Le référendum, c’est dans un peu moins de 18 jours, ce délai trop court ne va-t-il pas impacter le taux de participation, d’autant que la plupart des Sénégalais ne comprennent pas le contenu des réformes…

Je ne peux pas vous donner une réponse abrupte. Toutefois, dans la Majorité présidentielle comme dans l’Opposition, on reçoit des échos qui, précisément, répercutent les inquiétudes autour de ce délai assez court. Je rappelle que le Sénégal a une machine à organiser des élections, en l’occurrence, le ministère de l’Intérieur qui est très rôdée. Dans un passé récent, on a institué un ministère des Elections, par ailleurs, notre démocratie a un certain âge. C’est donc dire que sur le plan technique, matériel et organisationnel, on peut espérer que ce tour de force sera réussi.

Ce référendum ne risque-t-il pas d’être le plus impopulaire dans l’histoire du Sénégal, vu sous l’angle du taux de participation ? Ceux organisés sous Senghor ont capitalisé, respectivement, des taux de participation de 94, 3% en 1963, 95, 2% en 1970 et celui sous de Wade 65, 7% en 2001…

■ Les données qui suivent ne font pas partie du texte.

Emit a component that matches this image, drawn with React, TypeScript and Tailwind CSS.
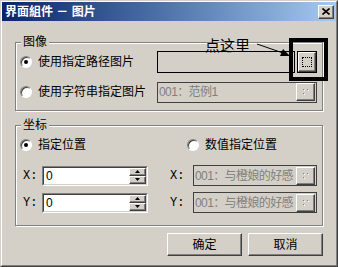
import React from "react";

const font = "font-['Liberation_Sans','Noto_Sans_CJK_SC',sans-serif]";

function Radio({ checked }: { checked?: boolean }) {
  return (
    <span className="relative flex h-[12px] w-[12px] shrink-0 items-center justify-center rounded-full border border-t-[#808080] border-l-[#808080] border-b-white border-r-white bg-white shadow-[inset_1px_1px_0_#404040]">
      {checked && <span className="h-[4px] w-[4px] rounded-full bg-black" />}
    </span>
  );
}

function Group({ label, className, children }: { label: string; className?: string; children: React.ReactNode }) {
  return (
    <div className={"relative border border-[#808080] shadow-[inset_1px_1px_0_white,1px_1px_0_white] " + (className ?? "")}>
      <span className="absolute -top-[9px] left-[5px] bg-[#d4d0c8] px-[2px] text-[12px] leading-[16px] text-black">{label}</span>
      {children}
    </div>
  );
}

function Sunken({ className, children }: { className?: string; children?: React.ReactNode }) {
  return (
    <div className={"flex border border-t-[#808080] border-l-[#808080] border-b-white border-r-white " + (className ?? "")}>
      <div className="flex min-w-0 flex-1 items-center border border-t-[#404040] border-l-[#404040] border-b-[#d4d0c8] border-r-[#d4d0c8]">
        {children}
      </div>
    </div>
  );
}

function SpinBtn({ up }: { up?: boolean }) {
  return (
    <div className="flex h-[8px] w-[17px] items-center justify-center border border-t-white border-l-white border-b-[#404040] border-r-[#404040] bg-[#d4d0c8] shadow-[inset_-1px_-1px_0_#808080]">
      <svg width="5" height="3" viewBox="0 0 5 3">
        {up ? <path d="M2.5 0 L5 3 L0 3 Z" fill="black" /> : <path d="M0 0 L5 0 L2.5 3 Z" fill="black" />}
      </svg>
    </div>
  );
}

function NumInput() {
  return (
    <Sunken className="h-[20px] w-[106px] bg-white">
      <span className="flex-1 pl-[2px] text-[12px] leading-none">0</span>
      <div className="flex flex-col">
        <SpinBtn up />
        <SpinBtn />
      </div>
    </Sunken>
  );
}

function DisabledCombo({ text, w }: { text: string; w: string }) {
  return (
    <div className={"flex h-[21px] items-center border border-[#404040] bg-[#d4d0c8] " + w}>
      <span className="min-w-0 flex-1 overflow-hidden whitespace-nowrap pl-[1px] text-[12px] tracking-[-0.6px] text-[#808080]">{text}</span>
      <div className="mr-[1px] flex h-[18px] w-[19px] shrink-0 items-center justify-center border border-t-white border-l-white border-b-[#404040] border-r-[#404040] shadow-[inset_-1px_-1px_0_#808080]">
        <svg width="8" height="8" viewBox="0 0 8 8">
          <rect x="1" y="1" width="1" height="1" fill="#808080" />
          <rect x="5" y="1" width="1" height="1" fill="#808080" />
          <rect x="1" y="5" width="1" height="1" fill="#808080" />
          <rect x="2" y="2" width="1" height="1" fill="white" />
          <rect x="6" y="2" width="1" height="1" fill="white" />
          <rect x="2" y="6" width="1" height="1" fill="white" />
        </svg>
      </div>
    </div>
  );
}

function Button({ children }: { children: React.ReactNode }) {
  return (
    <div className="flex h-[23px] w-[75px] items-center justify-center border border-t-white border-l-white border-b-[#404040] border-r-[#404040] shadow-[inset_-1px_-1px_0_#808080] text-[12px]">
      {children}
    </div>
  );
}

export default function App() {
  return (
    <div className={"relative h-[267px] w-[338px] overflow-hidden border border-t-[#d4d0c8] border-l-[#d4d0c8] border-b-[#404040] border-r-[#404040] bg-[#d4d0c8] text-black " + font}>
      <div className="flex h-full flex-col border border-t-white border-l-white border-b-[#808080] border-r-[#808080]">
        <div className="flex h-[19px] items-center justify-between bg-linear-to-r from-[#0a246a] to-[#a6caf0] pl-[3px] pr-[2px]">
          <span className="text-[12px] font-bold leading-none text-white">界面組件 － 图片</span>
          <div className="flex h-[14px] w-[16px] items-center justify-center border border-t-white border-l-white border-b-[#404040] border-r-[#404040] bg-[#d4d0c8] shadow-[inset_-1px_-1px_0_#808080]">
            <svg width="8" height="7" viewBox="0 0 8 7">
              <path d="M0.5 0.5 L7.5 6.5 M7.5 0.5 L0.5 6.5" stroke="black" strokeWidth="1.6" />
            </svg>
          </div>
        </div>

        <div className="ml-[13px] mt-[21px] w-[308px]">
          <Group label="图像" className="h-[69px] pt-[8px]">
            <div className="flex h-[22px] items-center">
              <div className="flex w-[141px] items-center gap-[6px] pl-[4px] text-[12px]">
                <Radio checked />
                <span>使用指定路径图片</span>
              </div>
              <div className="h-[22px] w-[138px] border border-black" />
              <div className="ml-[2px] flex h-[22px] w-[20px] items-center justify-center border border-black">
                <div className="flex h-full w-full items-center justify-center border border-t-white border-l-white border-b-[#404040] border-r-[#404040] shadow-[inset_-1px_-1px_0_#808080]">
                  <div className="h-[10px] w-[10px] border border-dotted border-black" />
                </div>
              </div>
            </div>
            <div className="mt-[8px] flex h-[22px] items-center">
              <div className="flex w-[141px] items-center gap-[6px] pl-[4px] text-[12px]">
                <Radio />
                <span>使用字符串指定图片</span>
              </div>
              <DisabledCombo text="001：范例1" w="w-[160px]" />
            </div>
          </Group>

          <Group label="坐标" className="mt-[14px] h-[101px] pt-[12px]">
            <div className="flex h-[14px] items-center text-[12px]">
              <div className="flex w-[154px] items-center gap-[6px] pl-[4px]">
                <Radio checked />
                <span>指定位置</span>
              </div>
              <div className="flex items-center gap-[6px] pl-[17px]">
                <Radio />
                <span>数值指定位置</span>
              </div>
            </div>
            {["X:", "Y:"].map((l, i) => (
              <div key={l} className={"flex h-[21px] items-center " + (i === 0 ? "mt-[13px]" : "mt-[6px]")}>
                <div className="flex w-[154px] items-center">
                  <span className="w-[26px] pl-[7px] font-['Liberation_Mono',monospace] text-[12px]">{l}</span>
                  <NumInput />
                </div>
                <span className="w-[23px] font-['Liberation_Mono',monospace] text-[12px]">{l}</span>
                <DisabledCombo text="001：与橙娘的好感" w="w-[124px]" />
              </div>
            ))}
          </Group>

          <div className="mt-[7px] flex justify-end gap-[6px]">
            <Button>确定</Button>
            <Button>取消</Button>
          </div>
        </div>
      </div>

      <span className="absolute left-[204px] top-[36px] text-[15px] leading-[17px] text-black">点这里</span>
      <svg className="absolute left-[255px] top-[41px]" width="36" height="16" viewBox="0 0 36 16">
        <path d="M1 2 L27 11" stroke="black" strokeWidth="1" />
        <path d="M34 14 L24 14 L27 7 Z" fill="black" />
      </svg>
      <div className="absolute left-[288px] top-[37px] h-[43px] w-[39px] border-4 border-black" />
    </div>
  );
}
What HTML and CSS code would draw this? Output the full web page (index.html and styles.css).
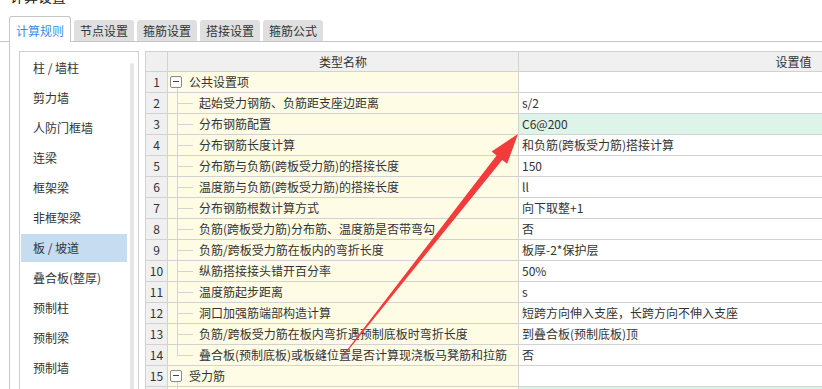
FILE: index.html
```html
<!DOCTYPE html>
<html lang="zh-CN">
<head>
    <meta charset="UTF-8">
    <meta name="viewport" content="width=device-width, initial-scale=1.0">
    <title>计算设置</title>
    <link rel="stylesheet" href="styles.css">
</head>
<body>
    <div class="title">计算设置</div>

    <div class="tabs">
        <div class="tab active">计算规则</div>
        <div class="tab">节点设置</div>
        <div class="tab">箍筋设置</div>
        <div class="tab">搭接设置</div>
        <div class="tab">箍筋公式</div>
    </div>

    <div class="panel">
        <div class="side">
            <ul class="side-list">
                <li>柱 / 墙柱</li>
                <li>剪力墙</li>
                <li>人防门框墙</li>
                <li>连梁</li>
                <li>框架梁</li>
                <li>非框架梁</li>
                <li class="selected">板 / 坡道</li>
                <li>叠合板(整厚)</li>
                <li>预制柱</li>
                <li>预制梁</li>
                <li>预制墙</li>
            </ul>
            <div class="side-scroll"></div>
        </div>

        <div class="sheet">
            <div class="row head">
                <div class="cell num"></div>
                <div class="cell">类型名称</div>
                <div class="cell">设置值</div>
            </div>
            <div class="row">
                <div class="cell num">1</div>
                <div class="cell name group"><span class="toggle"></span>公共设置项</div>
                <div class="cell val"></div>
            </div>
            <div class="row">
                <div class="cell num">2</div>
                <div class="cell name leaf">起始受力钢筋、负筋距支座边距离</div>
                <div class="cell val">s/2</div>
            </div>
            <div class="row">
                <div class="cell num">3</div>
                <div class="cell name leaf">分布钢筋配置</div>
                <div class="cell val current">C6@200</div>
            </div>
            <div class="row">
                <div class="cell num">4</div>
                <div class="cell name leaf">分布钢筋长度计算</div>
                <div class="cell val">和负筋(跨板受力筋)搭接计算</div>
            </div>
            <div class="row">
                <div class="cell num">5</div>
                <div class="cell name leaf">分布筋与负筋(跨板受力筋)的搭接长度</div>
                <div class="cell val">150</div>
            </div>
            <div class="row">
                <div class="cell num">6</div>
                <div class="cell name leaf">温度筋与负筋(跨板受力筋)的搭接长度</div>
                <div class="cell val">ll</div>
            </div>
            <div class="row">
                <div class="cell num">7</div>
                <div class="cell name leaf">分布钢筋根数计算方式</div>
                <div class="cell val">向下取整+1</div>
            </div>
            <div class="row">
                <div class="cell num">8</div>
                <div class="cell name leaf">负筋(跨板受力筋)分布筋、温度筋是否带弯勾</div>
                <div class="cell val">否</div>
            </div>
            <div class="row">
                <div class="cell num">9</div>
                <div class="cell name leaf">负筋/跨板受力筋在板内的弯折长度</div>
                <div class="cell val">板厚-2*保护层</div>
            </div>
            <div class="row">
                <div class="cell num">10</div>
                <div class="cell name leaf">纵筋搭接接头错开百分率</div>
                <div class="cell val">50%</div>
            </div>
            <div class="row">
                <div class="cell num">11</div>
                <div class="cell name leaf">温度筋起步距离</div>
                <div class="cell val">s</div>
            </div>
            <div class="row">
                <div class="cell num">12</div>
                <div class="cell name leaf">洞口加强筋端部构造计算</div>
                <div class="cell val">短跨方向伸入支座，长跨方向不伸入支座</div>
            </div>
            <div class="row">
                <div class="cell num">13</div>
                <div class="cell name leaf">负筋/跨板受力筋在板内弯折遇预制底板时弯折长度</div>
                <div class="cell val">到叠合板(预制底板)顶</div>
            </div>
            <div class="row">
                <div class="cell num">14</div>
                <div class="cell name leaf last">叠合板(预制底板)或板缝位置是否计算现浇板马凳筋和拉筋</div>
                <div class="cell val">否</div>
            </div>
            <div class="row">
                <div class="cell num">15</div>
                <div class="cell name group"><span class="toggle"></span>受力筋</div>
                <div class="cell val"></div>
            </div>
            <div class="row">
                <div class="cell num"></div>
                <div class="cell name leaf"></div>
                <div class="cell val next"></div>
            </div>
        </div>
    </div>

    <!-- annotation arrow drawn over the screenshot -->
    <svg class="arrow" width="822" height="389" viewBox="0 0 822 389">
        <polygon points="342.6,355.7 496.6,155.4 491.6,151.4 518,134 507.2,163.8 502.2,159.9 343.4,356.3" fill="#f23c3c"/>
    </svg>
</body>
</html>
```

FILE: styles.css
```css
* {
    margin: 0;
    padding: 0;
    box-sizing: border-box;
    font-family: "Noto Sans CJK SC", "Microsoft YaHei", sans-serif;
}

body {
    position: relative;
    width: 822px;
    height: 389px;
    overflow: hidden;
    background: #fff;
    color: #333;
    font-size: 12px;
}

.title {
    height: 16px;
    margin: -12px 0 12px;
    padding-left: 10px;
    font-size: 14px;
    line-height: 16px;
    color: #222;
}

/* tab bar */
.tabs {
    display: flex;
    align-items: flex-end;
    gap: 3px;
    height: 26px;
    padding-left: 9px;
    border-bottom: 1px solid #c6c6c6;
}

.tab {
    width: 60px;
    height: 21px;
    line-height: 21px;
    text-align: center;
    background: #dfdfdf;
    border-radius: 3px 3px 0 0;
    color: #333;
}

.tab.active {
    width: 62px;
    height: 26px;
    margin-bottom: -1px;
    padding-top: 3px;
    line-height: 22px;
    background: #fff;
    border: 1px solid #c6c6c6;
    border-bottom: none;
    color: #3a8ee6;
}

/* body of the dialog */
.panel {
    display: flex;
    gap: 6px;
    height: 347px;
    margin-left: 9px;
    padding: 9px 0 0 9px;
    border-left: 1px solid #c8c8c8;
}

.side {
    flex: none;
    display: flex;
    width: 120px;
    border: 1px solid #cfcfcf;
    border-bottom: none;
    background: #fff;
}

.side-list {
    flex: 1;
    list-style: none;
    padding: 1px 1px 0 1px;
}

.side-list li {
    height: 28px;
    margin: 1px 0 2px;
    padding-left: 12px;
    line-height: 28px;
    color: #333;
}

.side-list li.selected {
    background: #c5dcf1;
}

.side-scroll {
    flex: none;
    width: 4px;
    margin: 11px 4px 0 2px;
    background: #e6e6e6;
    border-radius: 2px 2px 0 0;
}

/* settings grid */
.sheet {
    flex: none;
    width: 924px;
    border-left: 1px solid #d2d2d2;
    border-top: 1px solid #d2d2d2;
}

.row {
    display: grid;
    grid-template-columns: 22px 351px 550px;
    height: 21px;
}

.cell {
    border-right: 1px solid #d2d2d2;
    border-bottom: 1px solid #d2d2d2;
    line-height: 20px;
    white-space: nowrap;
    overflow: hidden;
}

.head {
    height: 20px;
    background: #f0f0f0;
}

.head .cell {
    line-height: 19px;
    text-align: center;
}

.num {
    background: #f0f0f0;
    text-align: center;
}

.name {
    padding-left: 31px;
    background: #fffce6;
}

.name.group {
    display: flex;
    align-items: center;
    gap: 7px;
    padding-left: 2px;
    background:
        linear-gradient(#d4d4d4, #d4d4d4) 9px 16px / 1px 4px no-repeat,
        #fffce6;
}

.toggle {
    position: relative;
    width: 12px;
    height: 12px;
    border: 1px solid #8a8a8a;
    border-radius: 2px;
    background: #fff;
}

.toggle::before {
    content: "";
    position: absolute;
    left: 2px;
    top: 4px;
    width: 6px;
    height: 1px;
    background: #444;
}

.name.leaf {
    background:
        linear-gradient(#d4d4d4, #d4d4d4) 9px 0 / 1px 100% no-repeat,
        linear-gradient(#d4d4d4, #d4d4d4) 9px 10px / 16px 1px no-repeat,
        #fffce6;
}

.name.leaf.last {
    background:
        linear-gradient(#d4d4d4, #d4d4d4) 9px 0 / 1px 11px no-repeat,
        linear-gradient(#d4d4d4, #d4d4d4) 9px 10px / 16px 1px no-repeat,
        #fffce6;
}

.val {
    padding-left: 3px;
    background: #fff;
}

.val.current,
.val.next {
    background: #ddf4e9;
}

.arrow {
    position: absolute;
    left: 0;
    top: 0;
    pointer-events: none;
}
```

«Laissons l’avenir venir», chantait Tino Rossi. Le futur immédiat nous fournira le taux de participation qui est, aussi, un élément constitutif de l’enjeu et de la finalité de ce référendum. Il permettra de jauger, grandeur nature et par anticipation, les contours politiques et statistiques de l’élection présidentielle de 2019. C’est donc dire que c’est important. Par conséquent, je ne voudrai ni jouer au Cassandres, ni être le champion d’un optimisme forcené.

Quelles seront les conséquences politiques d’un «Oui» ou d’un «Non» pour le Président Sall ?

Sur le double plan politique et psychologique, les deux réponses auront des incidences considérables. Si le «Non» l’emporte, le pays fera un demi-tour, en ce sens que le Président aura perdu son pari et les changements envisagés par le référendum seront gelés. Autrement dit, une forme d’immobilisme qui nous ramène aux réalités constitutionnelles de 2001. Si la réponse est «Oui», le Président pourra pavoiser et sera, du point de vue de la légitimité, requinqué. Il sera le maître du jeu et du «Je» car, il imprimera à la marche du pays, tous ses désirs.